WHAT IS ASKED:
Copy from the first line below down to and including the line with "const STAR = 'M0". Skip the pictures.

STORED DATA:
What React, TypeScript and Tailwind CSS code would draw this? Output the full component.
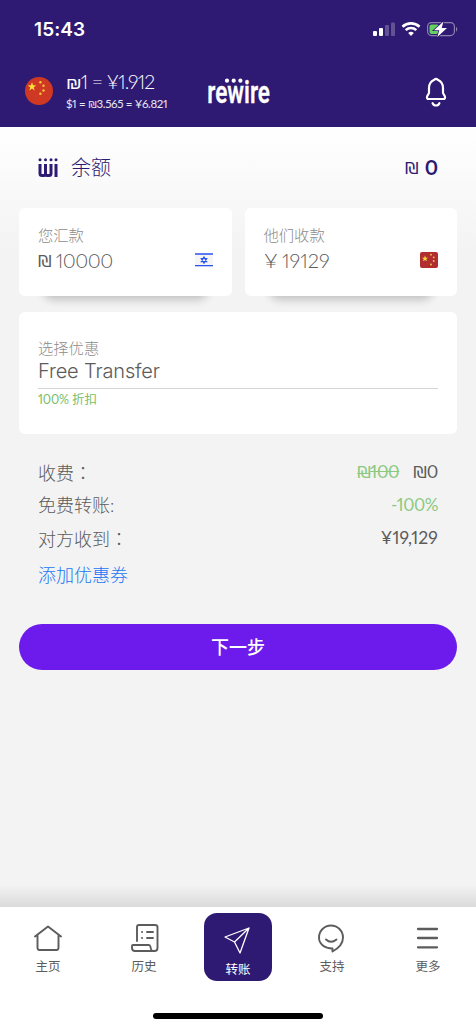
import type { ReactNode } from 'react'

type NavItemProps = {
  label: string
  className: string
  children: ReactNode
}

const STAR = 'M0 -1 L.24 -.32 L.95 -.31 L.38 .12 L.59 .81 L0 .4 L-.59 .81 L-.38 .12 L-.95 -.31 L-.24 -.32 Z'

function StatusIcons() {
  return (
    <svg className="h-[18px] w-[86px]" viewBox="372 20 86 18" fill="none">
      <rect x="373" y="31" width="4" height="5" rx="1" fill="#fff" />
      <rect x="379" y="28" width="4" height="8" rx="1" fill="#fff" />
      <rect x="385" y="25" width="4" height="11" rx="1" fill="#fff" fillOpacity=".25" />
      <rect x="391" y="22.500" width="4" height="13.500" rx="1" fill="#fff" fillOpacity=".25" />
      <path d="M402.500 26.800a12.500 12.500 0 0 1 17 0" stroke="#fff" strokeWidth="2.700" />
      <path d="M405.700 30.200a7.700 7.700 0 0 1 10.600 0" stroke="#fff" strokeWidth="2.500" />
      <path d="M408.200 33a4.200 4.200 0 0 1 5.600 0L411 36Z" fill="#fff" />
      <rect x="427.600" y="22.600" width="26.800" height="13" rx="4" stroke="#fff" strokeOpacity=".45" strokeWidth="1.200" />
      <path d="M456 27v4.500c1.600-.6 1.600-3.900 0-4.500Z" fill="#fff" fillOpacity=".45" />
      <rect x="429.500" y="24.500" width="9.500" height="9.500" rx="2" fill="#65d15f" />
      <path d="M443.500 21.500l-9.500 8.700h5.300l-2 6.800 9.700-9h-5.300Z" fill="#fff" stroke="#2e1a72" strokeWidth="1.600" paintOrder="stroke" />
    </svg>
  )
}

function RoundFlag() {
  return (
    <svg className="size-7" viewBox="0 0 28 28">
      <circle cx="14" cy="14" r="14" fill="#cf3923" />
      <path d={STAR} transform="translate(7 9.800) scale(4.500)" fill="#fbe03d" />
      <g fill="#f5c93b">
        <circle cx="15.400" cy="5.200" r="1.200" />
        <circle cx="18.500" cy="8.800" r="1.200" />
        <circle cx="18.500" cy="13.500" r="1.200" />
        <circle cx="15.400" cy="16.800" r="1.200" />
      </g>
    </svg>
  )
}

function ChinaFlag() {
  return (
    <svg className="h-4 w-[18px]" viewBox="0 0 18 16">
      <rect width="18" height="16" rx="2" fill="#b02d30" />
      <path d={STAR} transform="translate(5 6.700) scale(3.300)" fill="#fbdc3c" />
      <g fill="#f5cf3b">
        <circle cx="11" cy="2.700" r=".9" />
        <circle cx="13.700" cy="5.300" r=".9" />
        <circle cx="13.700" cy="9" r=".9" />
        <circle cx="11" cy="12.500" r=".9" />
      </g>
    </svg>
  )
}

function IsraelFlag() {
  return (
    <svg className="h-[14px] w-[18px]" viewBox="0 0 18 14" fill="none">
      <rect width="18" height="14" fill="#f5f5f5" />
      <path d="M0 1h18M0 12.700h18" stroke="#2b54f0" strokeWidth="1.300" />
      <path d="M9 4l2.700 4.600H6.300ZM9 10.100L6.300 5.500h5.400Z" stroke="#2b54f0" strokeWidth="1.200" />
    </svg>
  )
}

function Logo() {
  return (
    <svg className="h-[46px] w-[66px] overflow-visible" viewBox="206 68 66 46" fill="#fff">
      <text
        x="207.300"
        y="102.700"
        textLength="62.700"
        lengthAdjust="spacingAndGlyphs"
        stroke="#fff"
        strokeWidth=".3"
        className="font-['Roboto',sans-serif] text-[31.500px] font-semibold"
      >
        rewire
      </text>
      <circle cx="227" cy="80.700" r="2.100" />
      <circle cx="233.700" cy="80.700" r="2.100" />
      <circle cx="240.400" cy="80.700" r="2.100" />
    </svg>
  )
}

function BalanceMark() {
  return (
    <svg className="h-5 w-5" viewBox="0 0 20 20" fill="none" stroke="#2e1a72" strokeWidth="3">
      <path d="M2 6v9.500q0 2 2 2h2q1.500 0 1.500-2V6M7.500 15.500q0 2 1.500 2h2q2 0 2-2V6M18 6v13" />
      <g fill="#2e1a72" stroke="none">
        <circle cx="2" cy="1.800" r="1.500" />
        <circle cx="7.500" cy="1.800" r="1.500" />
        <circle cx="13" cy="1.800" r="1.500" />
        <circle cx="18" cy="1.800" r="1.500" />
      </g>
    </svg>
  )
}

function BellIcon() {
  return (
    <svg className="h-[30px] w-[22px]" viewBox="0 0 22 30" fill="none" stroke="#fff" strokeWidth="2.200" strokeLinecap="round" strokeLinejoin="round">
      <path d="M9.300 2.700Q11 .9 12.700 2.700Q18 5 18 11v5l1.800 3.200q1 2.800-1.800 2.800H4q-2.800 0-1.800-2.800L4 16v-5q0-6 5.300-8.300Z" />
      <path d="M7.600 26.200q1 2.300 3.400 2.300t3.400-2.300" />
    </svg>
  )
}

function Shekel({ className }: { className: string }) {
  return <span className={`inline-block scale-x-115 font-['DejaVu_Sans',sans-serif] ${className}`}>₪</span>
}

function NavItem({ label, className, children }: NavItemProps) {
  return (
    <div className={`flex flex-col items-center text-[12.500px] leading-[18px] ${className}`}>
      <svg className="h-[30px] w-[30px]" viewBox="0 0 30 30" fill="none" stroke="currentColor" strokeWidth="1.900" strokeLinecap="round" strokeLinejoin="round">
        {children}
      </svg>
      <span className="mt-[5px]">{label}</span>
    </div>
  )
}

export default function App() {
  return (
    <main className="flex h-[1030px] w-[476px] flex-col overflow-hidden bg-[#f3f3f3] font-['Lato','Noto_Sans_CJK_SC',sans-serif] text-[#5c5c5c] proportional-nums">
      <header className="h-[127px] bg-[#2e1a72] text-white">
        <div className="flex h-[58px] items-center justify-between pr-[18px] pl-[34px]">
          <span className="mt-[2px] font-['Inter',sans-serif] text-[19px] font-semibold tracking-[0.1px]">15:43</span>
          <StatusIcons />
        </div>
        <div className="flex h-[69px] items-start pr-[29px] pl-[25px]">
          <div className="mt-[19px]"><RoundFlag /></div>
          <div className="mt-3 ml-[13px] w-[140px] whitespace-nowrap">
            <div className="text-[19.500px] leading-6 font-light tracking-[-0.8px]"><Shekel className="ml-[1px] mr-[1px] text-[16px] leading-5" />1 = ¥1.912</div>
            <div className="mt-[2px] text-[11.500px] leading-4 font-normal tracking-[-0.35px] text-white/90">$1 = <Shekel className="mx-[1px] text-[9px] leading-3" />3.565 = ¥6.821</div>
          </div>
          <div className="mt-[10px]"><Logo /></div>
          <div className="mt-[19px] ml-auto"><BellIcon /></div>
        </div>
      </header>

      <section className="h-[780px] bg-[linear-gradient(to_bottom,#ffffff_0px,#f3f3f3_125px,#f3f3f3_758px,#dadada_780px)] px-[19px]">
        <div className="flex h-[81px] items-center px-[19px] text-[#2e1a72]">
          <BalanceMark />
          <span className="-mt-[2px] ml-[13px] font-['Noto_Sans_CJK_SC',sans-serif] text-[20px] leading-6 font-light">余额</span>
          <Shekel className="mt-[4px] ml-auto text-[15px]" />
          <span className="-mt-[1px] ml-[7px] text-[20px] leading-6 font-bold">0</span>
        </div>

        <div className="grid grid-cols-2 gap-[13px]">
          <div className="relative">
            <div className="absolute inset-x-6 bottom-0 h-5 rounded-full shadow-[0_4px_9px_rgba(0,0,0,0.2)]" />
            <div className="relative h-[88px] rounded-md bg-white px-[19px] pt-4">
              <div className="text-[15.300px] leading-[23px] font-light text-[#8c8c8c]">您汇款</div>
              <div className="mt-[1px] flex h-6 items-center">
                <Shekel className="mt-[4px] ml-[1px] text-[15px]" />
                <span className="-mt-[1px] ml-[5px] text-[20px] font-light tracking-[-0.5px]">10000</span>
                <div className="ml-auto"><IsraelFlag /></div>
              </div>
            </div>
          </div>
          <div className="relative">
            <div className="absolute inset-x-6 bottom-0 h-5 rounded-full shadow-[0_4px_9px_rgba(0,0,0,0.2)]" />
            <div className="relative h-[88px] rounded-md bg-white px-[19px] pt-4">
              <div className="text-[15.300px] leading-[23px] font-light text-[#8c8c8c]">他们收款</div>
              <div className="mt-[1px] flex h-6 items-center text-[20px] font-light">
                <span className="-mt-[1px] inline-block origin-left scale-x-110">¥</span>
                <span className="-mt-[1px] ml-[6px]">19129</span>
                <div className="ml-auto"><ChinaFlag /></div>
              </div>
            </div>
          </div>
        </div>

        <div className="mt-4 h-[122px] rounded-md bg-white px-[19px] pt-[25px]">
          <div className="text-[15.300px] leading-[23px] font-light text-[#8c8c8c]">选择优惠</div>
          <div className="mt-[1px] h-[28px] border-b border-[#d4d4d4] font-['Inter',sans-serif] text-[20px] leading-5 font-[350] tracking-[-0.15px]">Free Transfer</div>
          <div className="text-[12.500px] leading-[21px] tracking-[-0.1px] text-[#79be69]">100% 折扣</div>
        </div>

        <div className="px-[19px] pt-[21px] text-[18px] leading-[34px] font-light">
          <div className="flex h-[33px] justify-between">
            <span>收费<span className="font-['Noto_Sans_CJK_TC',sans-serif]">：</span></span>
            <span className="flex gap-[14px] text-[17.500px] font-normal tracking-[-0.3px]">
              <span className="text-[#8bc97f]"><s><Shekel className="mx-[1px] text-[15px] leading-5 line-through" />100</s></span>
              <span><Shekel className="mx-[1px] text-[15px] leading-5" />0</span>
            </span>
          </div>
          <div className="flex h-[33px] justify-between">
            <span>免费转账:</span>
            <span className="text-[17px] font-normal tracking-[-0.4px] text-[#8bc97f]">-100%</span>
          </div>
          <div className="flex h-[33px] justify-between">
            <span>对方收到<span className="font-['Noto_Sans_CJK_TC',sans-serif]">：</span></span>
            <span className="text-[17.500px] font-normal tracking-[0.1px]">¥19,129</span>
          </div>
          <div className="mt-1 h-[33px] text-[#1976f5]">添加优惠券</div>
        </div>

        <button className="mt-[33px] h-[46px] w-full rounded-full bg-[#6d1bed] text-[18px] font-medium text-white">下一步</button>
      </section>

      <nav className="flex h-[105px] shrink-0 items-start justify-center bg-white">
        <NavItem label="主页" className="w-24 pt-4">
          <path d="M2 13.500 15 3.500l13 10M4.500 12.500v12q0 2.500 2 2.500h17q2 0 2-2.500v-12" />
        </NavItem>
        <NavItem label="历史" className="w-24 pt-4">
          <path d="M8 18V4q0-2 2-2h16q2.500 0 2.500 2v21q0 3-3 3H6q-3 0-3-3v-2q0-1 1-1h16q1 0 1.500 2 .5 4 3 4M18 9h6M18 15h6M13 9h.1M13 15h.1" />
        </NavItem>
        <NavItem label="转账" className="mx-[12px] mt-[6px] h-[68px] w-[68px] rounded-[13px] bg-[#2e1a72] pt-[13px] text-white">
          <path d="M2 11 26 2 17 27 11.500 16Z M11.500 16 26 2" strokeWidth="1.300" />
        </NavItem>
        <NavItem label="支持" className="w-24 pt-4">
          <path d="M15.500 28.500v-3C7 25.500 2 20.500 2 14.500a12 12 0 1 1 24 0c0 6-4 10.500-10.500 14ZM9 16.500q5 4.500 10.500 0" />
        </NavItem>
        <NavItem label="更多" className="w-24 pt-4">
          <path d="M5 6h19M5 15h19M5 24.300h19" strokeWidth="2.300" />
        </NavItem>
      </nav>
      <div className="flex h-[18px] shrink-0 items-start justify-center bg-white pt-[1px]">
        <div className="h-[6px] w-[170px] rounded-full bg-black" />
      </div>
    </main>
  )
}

EXERCISE ANSWER:
What React, TypeScript and Tailwind CSS code would draw this? Output the full component.
import type { ReactNode } from 'react'

type NavItemProps = {
  label: string
  className: string
  children: ReactNode
}

const STAR = 'M0 -1 L.24 -.32 L.95 -.31 L.38 .12 L.59 .81 L0 .4 L-.59 .81 L-.38 .12 L-.95 -.31 L-.24 -.32 Z'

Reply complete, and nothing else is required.